Post by
Shermandrock1 on Feb 12, 2020 2:34pm
Yo snow: Suppose for the moment that
recovery rates based on the testing were inadvertently interpreted to be 90% and, should have been 85%. To the extent that the recovery rate of 85% were the rate incorporated into the NPV calcs, we all would be dancing in the street as the benchmark was met. As you no doubt are aware, the recovery rates are determined via testing in a laboratory using small samples in a controlled environment. Suggested recovery is 90%. Actual likely (now) 85%, resulting in a 94.44% success rate. In addition, there are mines that recover less that 85%. Heck some silver mines are in the 65ish% recovery. Whoops, a miscalculation. Material? Yep, many would have that opinion. So what. Press on. Mine that ore, run those machines.
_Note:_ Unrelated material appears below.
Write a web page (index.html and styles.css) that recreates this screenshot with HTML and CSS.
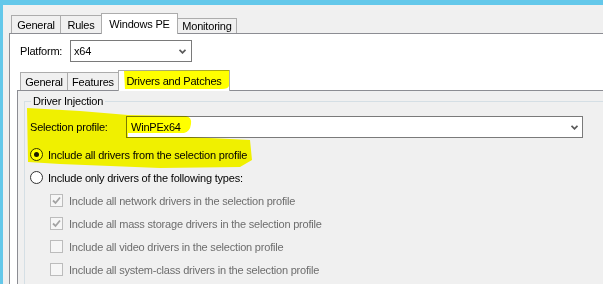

Under the circumstances, no doubt some capitalized expenditures are an ef fing sunk cost and will not be recovered. That said an impairment charge is in order. The bigger the better. Impaired assets that are written off will not result in future depreciation. As a result, ASIC will better reflect actual. TMAC has considerable value. However it is worth only as much as folks believe it is worth. Is the downdraft in price really the result of a 5% [90% minus 85%] shortfall in recovery? Really?
Comment by
snowshoedb on Feb 13, 2020 11:50am
Sherm: They are in debt trouble. Financing was based on 90% recovery and so are NPV. They can't meet the baloon payment. Ask yourself if youd be happy knowing that someone was pissing away your $20-32 million a year and as a result you will default on your debt. Get a grip on reality.